Peepshow – Circa's Stare-Way To Heaven

'Peepshow'
Senior Writer.
A seasoned all-rounder music writer and storyteller with a specialised interest in the history of rock.

Don't avert your gaze – direct it towards the sweating, writhing flesh of 'Peepshow' by Circa, a daring and voyeuristic performance all about looking and being looked at which turns cabaret on its head.

“'Peepshow' is a really interesting show because it flirts dangerously with some genres that it subverts and plays with,” Circa Artistic Director Yaron Lifschitz says.

“It starts off with this cabaret world – it's fun, it's engaging, it's being performed directly to you as an audience – and then in the second half goes into a much more intense, nightclub vibe; bodies, sweat, and lights moving. It really takes you on a powerful journey.”

'Peepshow' explores the all-too-human obsession with the self – how we look to ourselves and in the eyes of others – and in particular how selfies have fundamentally altered the way we view ourselves and each other.

“It's called 'Peepshow' because it's a show that's about looking and being looked at, being seen,” Yaron explains.

“Every scene in the show has some relationship to how we see ourselves and each other, and how we're changed by the act of looking. We live in an age where people talk about 'the Instagram moment' and 'the selfie shot'. . . You see groups of young kids in the shopping mall taking photos, doing poses that feel like they know they're being watched the whole time and everything is set up for a photograph, everything is set up to be captured, and I think that experience profoundly changes us.

“We're the first society that's grown up with the expectation that everything we do is going to be watched and probably recorded. Late at night, when it's just you and your body and other people and their bodies, they're moving and sweating and there's music, smoke and darkness – you should put your phone away and go with it.”

Peepshow TheOtherRichard
Image © The Other Richard

In short, 'Peepshow' is putting the 'human' back in 'humanity', trying to reconnect people with one another through personal contact and not the skewed filter of a screen.

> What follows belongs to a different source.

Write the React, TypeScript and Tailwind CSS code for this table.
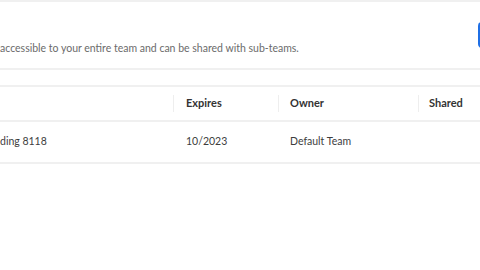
export default function App() {
  return (
    <div className="w-[480px] h-[270px] overflow-hidden bg-white font-['Lato',sans-serif]">
      <div className="h-[70px] border-t-2 border-b-2 border-[#f0f0f0] flex justify-between">
        <div className="pt-[39px]">
          <p className="text-[10.5px] leading-[14px] text-[#6b6b6b] whitespace-nowrap">
            accessible to your entire team and can be shared with sub-teams.
          </p>
        </div>
        <div className="pt-[20px] w-[2px] overflow-hidden shrink-0">
          <div className="h-[26px] w-[100px] rounded bg-[#1f6fe5]" />
        </div>
      </div>
      <div className="mt-[15px] border-t-2 border-[#f0f0f0]">
        <div className="h-[35px] flex items-center border-b-2 border-[#f0f0f0] text-[11px] font-bold text-[#333]">
          <div className="w-[173px]" />
          <div className="w-[105px] flex items-center">
            <div className="w-px h-[17px] bg-[#eeeeee]" />
            <span className="pl-[12px]">Expires</span>
          </div>
          <div className="w-[140px] flex items-center">
            <div className="w-px h-[17px] bg-[#eeeeee]" />
            <span className="pl-[11px]">Owner</span>
          </div>
          <div className="flex-1 flex items-center">
            <div className="w-px h-[17px] bg-[#eeeeee]" />
            <span className="pl-[10px]">Shared</span>
          </div>
        </div>
        <div className="h-[42px] flex items-center border-b-2 border-[#f0f0f0] text-[10.5px] text-[#3d3d3d]">
          <div className="w-[173px]">ding 8118</div>
          <div className="w-[105px] pl-[13px]">10/2023</div>
          <div className="w-[140px] pl-[12px]">Default Team</div>
          <div className="flex-1" />
        </div>
      </div>
    </div>
  );
}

“I do feel like we've lost something, which is the ability to be absolutely present in this moment,” Yaron says.

“I do really feel like the show has got something to say. It's not 'anti' social media, it's pro-human, pro-us as a species. Let's not get obsessed with how we're constructed in the eyes of others; let's enjoy these bodies, their experiences, their abilities to communicate.”

Premiering last year, 'Peepshow' has recently been touring Europe where it has received rapturous acclaim during a sell-out, seven-month season in Berlin. 'Peepshow' returns to Brisbane in January, to Queensland Performing Arts Centre, where it will enjoy a double-bill with Circa's family-friendly production 'Wolfgang's Magical Musical Circus'.

For many, Yaron says 'Peepshow' offers a simple yet much-needed escape from the malaise induced by the incessant barrage of information we encounter daily.

“Where are we in this stew of images and things we can see, taste and desire. . . It's a really complex space to negotiate but it's also full of joy, unexpectedness and weirdness,” he says.

“Circus is a medium that says the world isn't one way or another, it's non-binary, it's non-hierarchical. It's a place full of wonder and amazement, come to the circus.”

'Peepshow' is on at Queensland Performing Arts Centre 14-25 January.